It's the court saying that Google is required to make sure that top search results "reflects the current legal position." In other words, if someone was exonerated after being accused of a crime, that must now be the top link.
Or, y'know, it could be the court not being absolutely perfect in drafting its decision.
What you quoted could easily be interpreted to mean that if, say, somebody had been exonerated in a criminal case, that link would have to appear first among links mentioning the case. If the criminal case were minor 20-year-old bullshit, all of the links about it might still be on the tenth page, below more relevant material. Or nonexistant, for that matter.
And even if you don't accept that interpretation, I bet they will correct it quickly if it ever becomes a problem.
Now, whether it's possible for a computer to meet even that standard is another question. I sure don't know how I'd write code to figure out the current legal interpretation of anything. Maybe they'll accept "best efforts and quick correction". Which is still a can of worms. But why not stick to that real can of worms rather than jumping on things that are almost certainly unintentional and won't stick anyway?
If you really try to set up and follow a system of rules that divides all rights, or really all of anything else, into exactly two possible categories of "fundamental" and "not fundamental", with everything solidly on its own side of the line and nothing "not fundamental" allowed to infringe in any way on anything "fundamental", with absolutely no balancing allowed between the categories (and no real guidance on how to do balancing within either category), then you will come up with stupid nonsensical outcomes that cause massive misery.

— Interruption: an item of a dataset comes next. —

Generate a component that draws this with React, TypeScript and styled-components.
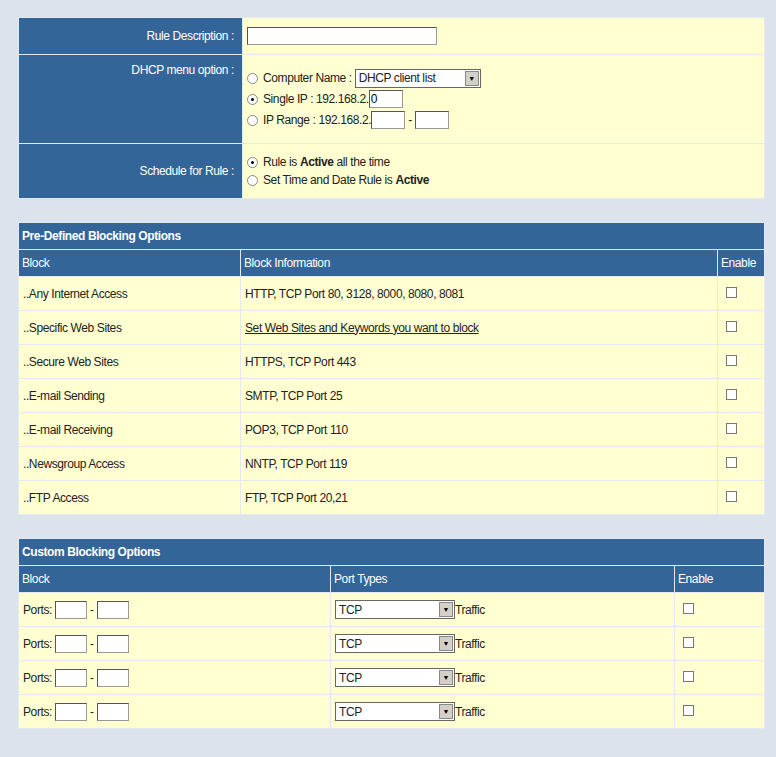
import React from "react";
import styled, { createGlobalStyle } from "styled-components";

const Global = createGlobalStyle`
  html, body { margin: 0; padding: 0; background: #dce3ec; }
  body { font-family: "Liberation Sans Narrow", "Liberation Sans", Arial, sans-serif; font-size: 12px; color: #222; letter-spacing: -0.4px; }
`;

const Page = styled.div`
  padding: 17px 11px 20px 18px;
  display: flex; flex-direction: column; gap: 23px;
`;

const Table = styled.table`
  width: 747px; border-collapse: collapse; table-layout: fixed;
  td, th { border: 1px solid #e4e9ef; }
`;

const Label = styled.td<{ h: number; top?: boolean }>`
  background: #336599; color: #fff; text-align: right; padding: 0 8px;
  height: ${p => (p.top ? p.h - 8 : p.h)}px; vertical-align: ${p => (p.top ? "top" : "middle")};
  padding-top: ${p => (p.top ? "8px" : "0")};
`;

const Cell = styled.td<{ h?: number }>`
  background: #ffffd2; padding: 0 4px; height: ${p => p.h ?? 33}px; vertical-align: middle;
`;

const Title = styled.th`
  background: #336599; color: #fff; text-align: left; font-weight: bold; height: 26px; padding: 0 3px;
`;

const Head = styled.td`
  background: #336599; color: #fff; height: 26px; padding: 0 3px;
`;

const Line = styled.div`
  display: flex; align-items: center; gap: 3px; height: 21px;
`;

const Input = styled.input<{ w: number }>`
  width: ${p => p.w}px; height: 18px; box-sizing: border-box; border: 1px solid #999; border-top-color: #555; border-left-color: #555;
  font: inherit; padding: 0 1px; background: #fff;
`;

const FakeSelect = styled.div<{ w: number }>`
  width: ${p => p.w}px; height: 19px; box-sizing: border-box; border: 1px solid #666; background: #fff;
  display: flex; align-items: center; justify-content: space-between; padding-left: 3px;
`;

const Arrow = styled.span`
  width: 14px; height: 15px; background: #d4d0c8; border: 1px solid #888; box-sizing: border-box; margin-right: 1px;
  display: flex; align-items: center; justify-content: center; font-size: 7px; color: #000; letter-spacing: 0;
`;

const Radio = styled.span<{ on?: boolean }>`
  width: 9px; height: 9px; border-radius: 50%; border: 1px solid #888; background: #fff; display: inline-flex;
  align-items: center; justify-content: center; margin-right: 2px;
  &::after { content: ""; width: 3px; height: 3px; border-radius: 50%; background: ${p => (p.on ? "#000" : "transparent")}; }
`;

const Check = styled.span`
  display: inline-block; width: 9px; height: 9px; border: 1px solid #777; background: #fff;
`;

const Link = styled.a`
  color: #222; text-decoration: underline;
`;

const predefined = [
  ["..Any Internet Access", "HTTP, TCP Port 80, 3128, 8000, 8080, 8081"],
  ["..Specific Web Sites", "LINK"],
  ["..Secure Web Sites", "HTTPS, TCP Port 443"],
  ["..E-mail Sending", "SMTP, TCP Port 25"],
  ["..E-mail Receiving", "POP3, TCP Port 110"],
  ["..Newsgroup Access", "NNTP, TCP Port 119"],
  ["..FTP Access", "FTP, TCP Port 20,21"],
];

export default function App() {
  return (
    <>
      <Global />
      <Page>
        <Table>
          <colgroup><col style={{ width: 224 }} /><col /></colgroup>
          <tbody>
            <tr>
              <Label h={36}>Rule Description :</Label>
              <Cell h={36}><Input w={190} /></Cell>
            </tr>
            <tr>
              <Label h={88} top>DHCP menu option :</Label>
              <Cell h={88}>
                <Line><Radio />Computer Name :<FakeSelect w={126}>DHCP client list<Arrow>▼</Arrow></FakeSelect></Line>
                <Line><Radio on />Single IP : 192.168.2.<Input w={34} defaultValue="0" style={{ marginLeft: -3 }} /></Line>
                <Line><Radio />IP Range : 192.168.2.<Input w={34} style={{ marginLeft: -3 }} /> - <Input w={34} /></Line>
              </Cell>
            </tr>
            <tr>
              <Label h={54}>Schedule for Rule :</Label>
              <Cell h={54}>
                <Line style={{ height: 18 }}><Radio on />Rule is <b>Active</b> all the time</Line>
                <Line style={{ height: 18 }}><Radio />Set Time and Date Rule is <b>Active</b></Line>
              </Cell>
            </tr>
          </tbody>
        </Table>

        <Table>
          <colgroup><col style={{ width: 222 }} /><col /><col style={{ width: 47 }} /></colgroup>
          <thead><tr><Title colSpan={3}>Pre-Defined Blocking Options</Title></tr></thead>
          <tbody>
            <tr><Head>Block</Head><Head>Block Information</Head><Head>Enable</Head></tr>
            {predefined.map(([a, b]) => (
              <tr key={a}>
                <Cell>{a}</Cell>
                <Cell>{b === "LINK" ? <Link href="#">Set Web Sites and Keywords you want to block</Link> : b}</Cell>
                <Cell style={{ paddingLeft: 8 }}><Check /></Cell>
              </tr>
            ))}
          </tbody>
        </Table>

        <Table>
          <colgroup><col style={{ width: 312 }} /><col /><col style={{ width: 90 }} /></colgroup>
          <thead><tr><Title colSpan={3}>Custom Blocking Options</Title></tr></thead>
          <tbody>
            <tr><Head>Block</Head><Head>Port Types</Head><Head>Enable</Head></tr>
            {[0, 1, 2, 3].map(i => (
              <tr key={i}>
                <Cell><Line>Ports: <Input w={32} /> - <Input w={32} /></Line></Cell>
                <Cell><Line style={{ gap: 0 }}><FakeSelect w={120}>TCP<Arrow>▼</Arrow></FakeSelect>Traffic</Line></Cell>
                <Cell style={{ paddingLeft: 8 }}><Check /></Cell>
              </tr>
            ))}
          </tbody>
        </Table>
      </Page>
    </>
  );
}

Especially if you try to do it in any document worded vaguely enough to survive a political process. The US Constitution, for example, is horribly vague in most places, and most of the places where it doesn't leave wiggle room are poorly thought out.
It's attractive to try to make absolute distinctions, because you feel like maybe you can make a hard law to prevent some obnoxious abuse of power, but if you really try to do it, with no wiggle room at all, it won't work. Especially not if you try to have a lot of absolutes, or if you're arbitrary about which things you make absolute.
Assholes will still find a way to be assholes, and sometimes they will be able to recruit your rules to their side.
That doesn't mean you shouldn't have clear rules. It means that you have to understand that the approach has limits.
I say this, by the way, as a person who doesn't think the US is absolute enough about a lot of kinds of free speech, and who would be very unlikely to support any RTBF rule anywhere in the world.
I don't know if it matters to you, but you've abandoned any claims to textualism and are now down in the "I know a fundamental right when I see it" swamp. The US Constitution contains no general right at all to be secure in your person. The phrase appears in the Fourth Amendment, but the scope there is limited to search and seizure, which is not at issue.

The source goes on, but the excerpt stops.